Dalam kesempatan yang sama, seorang warga Palestina, Mia Abedrabboh Screpnek, berbagi kisah tentang ayahnya yang diasingkan dari Palestina pada tahun 1967.
“Terjebak di tempat dan waktu yang salah. Ayah saya ditawan oleh tentara Israel dan dipaksa untuk meninggalkan negaranya atau menghadapi ancaman kematian. Pada usia 16 tahun, ayah saya terpaksa meninggalkan kampung halamannya,” ujar Mia.
Mia menceritakan kesulitan yang dialami oleh ayahnya dan bagaimana mereka terpaksa berpisah dengan seluruh anggota keluarganya, sebuah pengalaman yang tidak akan pernah terlupakan.
Mia juga menceritakan pengalaman terbarunya ketika dia menerima telepon dari pamannya yang dirawat di rumah sakit di Gaza. Pamannya mengungkapkan kebutuhan sederhana, seperti sepotong roti dan pakaian bersih.
Mia menekankan bahwa penderitaan yang dialami oleh keluarganya di Gaza harus menjadi pengingat akan pentingnya perdamaian, dan dia mendorong komunitas internasional untuk bekerja keras dalam membangun pemahaman saling antarbangsa.

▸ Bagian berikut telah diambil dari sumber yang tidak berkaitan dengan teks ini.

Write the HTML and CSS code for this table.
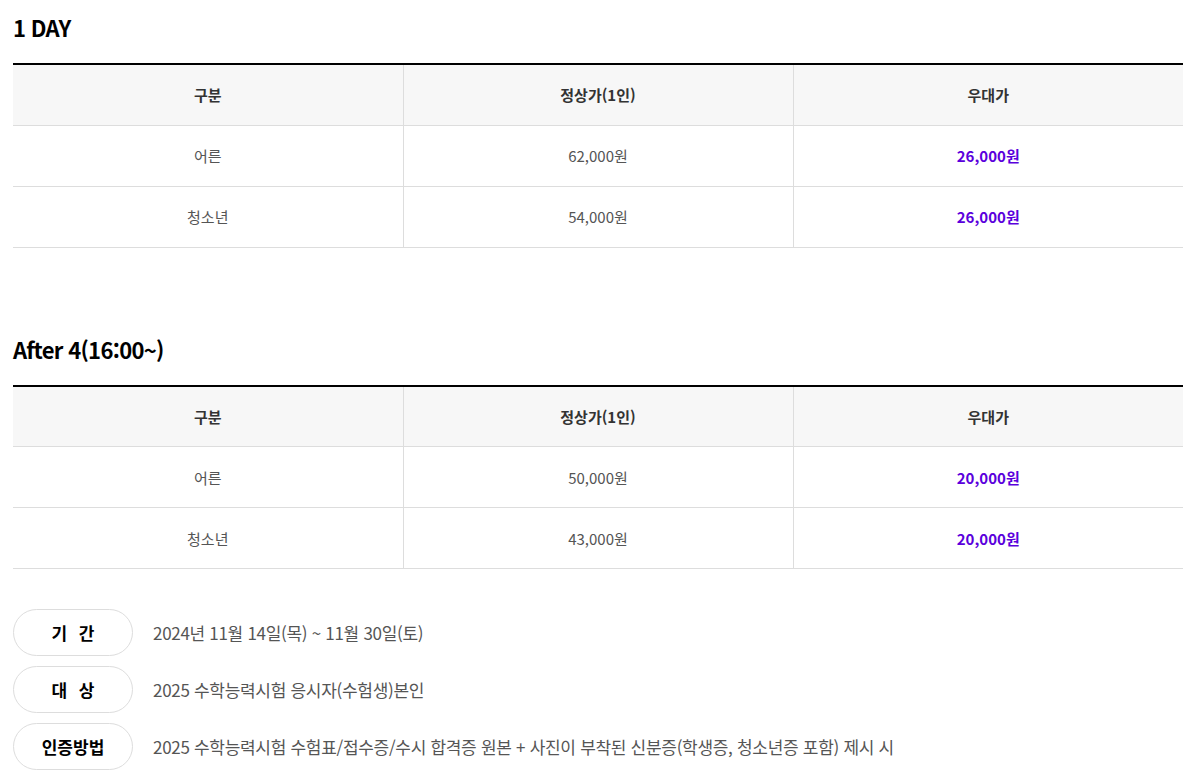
FILE: index.html
```html
<!DOCTYPE html>
<html lang="ko">
<head>
<meta charset="utf-8">
<link rel="stylesheet" href="styles.css">
</head>
<body>
<div class="wrap">
  <section class="sec">
    <h2 class="title">1 DAY</h2>
    <table class="price">
      <thead>
        <tr><th>구분</th><th>정상가(1인)</th><th>우대가</th></tr>
      </thead>
      <tbody>
        <tr><td>어른</td><td>62,000원</td><td class="sale">26,000원</td></tr>
        <tr><td>청소년</td><td>54,000원</td><td class="sale">26,000원</td></tr>
      </tbody>
    </table>
  </section>
  <section class="sec sec2">
    <h2 class="title">After 4(16:00~)</h2>
    <table class="price">
      <thead>
        <tr><th>구분</th><th>정상가(1인)</th><th>우대가</th></tr>
      </thead>
      <tbody>
        <tr><td>어른</td><td>50,000원</td><td class="sale">20,000원</td></tr>
        <tr><td>청소년</td><td>43,000원</td><td class="sale">20,000원</td></tr>
      </tbody>
    </table>
  </section>
  <ul class="info">
    <li class="info-row"><span class="pill spaced">기 간</span><span class="desc">2024년 11월 14일(목) ~ 11월 30일(토)</span></li>
    <li class="info-row"><span class="pill spaced">대 상</span><span class="desc">2025 수학능력시험 응시자(수험생)본인</span></li>
    <li class="info-row"><span class="pill">인증방법</span><span class="desc">2025 수학능력시험 수험표/접수증/수시 합격증 원본 + 사진이 부착된 신분증(학생증, 청소년증 포함) 제시 시</span></li>
  </ul>
</div>
</body>
</html>
```
FILE: styles.css
```css
* { box-sizing: border-box; }
html, body { margin: 0; padding: 0; background: #fff; }
body {
  font-family: "Noto Sans CJK KR", "Noto Sans", sans-serif;
  color: #555;
}
.wrap {
  width: 1170px;
  margin-left: 13px;
  padding-top: 12px;
}
.title {
  margin: 0 0 21px;
  font-size: 22px;
  line-height: 30px;
  font-weight: 700;
  color: #000;
  letter-spacing: -0.7px;
}
.sec2 { margin-top: 86px; }
.price {
  width: 100%;
  border-collapse: collapse;
  table-layout: fixed;
  border-top: 2px solid #000;
}
.price th, .price td {
  height: 61px;
  text-align: center;
  font-size: 15px;
  border-bottom: 1px solid #ddd;
  border-left: 1px solid #ddd;
  padding: 0;
  letter-spacing: 0;
}
.price th:first-child, .price td:first-child { border-left: 0; }
.price th {
  background: #f7f7f7;
  color: #333;
  font-weight: 700;
}
.price td { color: #555; font-weight: 400; }
.price td.sale { color: #5a00dc; font-weight: 700; }
.info {
  list-style: none;
  margin: 40px 0 0;
  padding: 0;
  display: flex;
  flex-direction: column;
  gap: 10px;
}
.info-row {
  display: flex;
  align-items: center;
  gap: 20px;
}
.pill {
  flex: none;
  width: 120px;
  height: 47px;
  border: 1px solid #ddd;
  border-radius: 24px;
  display: flex;
  align-items: center;
  justify-content: center;
  font-size: 17px;
  font-weight: 700;
  color: #000;
}
.pill.spaced { word-spacing: 7px; }
.desc {
  font-size: 17px;
  color: #555;
  letter-spacing: -0.3px;
}
```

“Persamaan kita bisa membuat perbedaan, dan bersama-sama kita dapat mencegah nasib tragis yang menimpa ayah saya agar tidak terulang dalam kehidupan orang lain,” kata Mia.
Selanjutnya, Majelis Umum Perserikatan Bangsa-Bangsa (PBB) pada Jumat (27/10/2023) menyetujui draf resolusi yang menyerukan “gencatan senjata kemanusiaan yang berkelanjutan segera di Gaza.” Draf resolusi ini mendapat dukungan dari 120 suara, dengan 14 suara menentang dan 45 abstain.
Resolusi tersebut mengutuk segala bentuk kekerasan terhadap warga sipil di Palestina dan Israel, termasuk tindakan teror dan serangan tanpa pandang bulu, serta tindakan provokasi, penghasutan, dan penghancuran.
Resolusi ini juga mendesak semua pihak untuk sepenuhnya mematuhi hukum internasional dan meminta pembebasan segera dan tanpa syarat bagi semua warga sipil yang ditahan secara ilegal.
Sebelumnya, Kementerian Kesehatan Palestina di Gaza melaporkan lebih dari 9.000 orang tewas, termasuk ribuan anak-anak dan wanita hingga Kamis (2/11/2023), sementara lebih dari 32.000 orang lainnya terluka.
Menurut Komite Perlindungan Jurnalis (CPJ), 31 wartawan tewas di Gaza akibat serangan Israel.
Sementara itu, di wilayah pendudukan Tepi Barat Palestina, jumlah korban tewas meningkat menjadi lebih dari 132 orang, dengan lebih dari 2.000 orang terluka, dan 1.590 orang ditahan oleh Israel hingga Rabu (1/11/2023).
Sedangkan, jumlah warga Israel yang tewas mencapai sedikitnya 1.538 orang, termasuk 389 tentara dan polisi, dengan lebih dari 5.431 terluka.
Seperti yang dilaporkan oleh beberapa sumber, Hamas, gerakan Islam dan nasionalisme Palestina yang menentang pendudukan Zionis, telah meluncurkan ribuan roket dari Jalur Gaza ke Israel dan melakukan serangan langsung ke beberapa lokasi di Israel pada Sabtu (7/10/2023).
Hamas menyebut serangan tersebut sebagai Operasi Badai Al Aqsa yang bertujuan untuk mengakhiri pendudukan terakhir di bumi dan sebagai respons terhadap tindakan provokatif Israel di situs suci Yerusalem dan terhadap warga Palestina yang ditahan.
Sementara itu, Pasukan Israel merespons serangan Hamas dengan melancarkan Operasi Pedang Besi.
Sejarah Gaza mencakup masa kekuasaan Kekaisaran Ottoman, pendudukan Inggris dari 1918 hingga 1948, dan pendudukan Mesir dari tahun 1948 hingga 1967.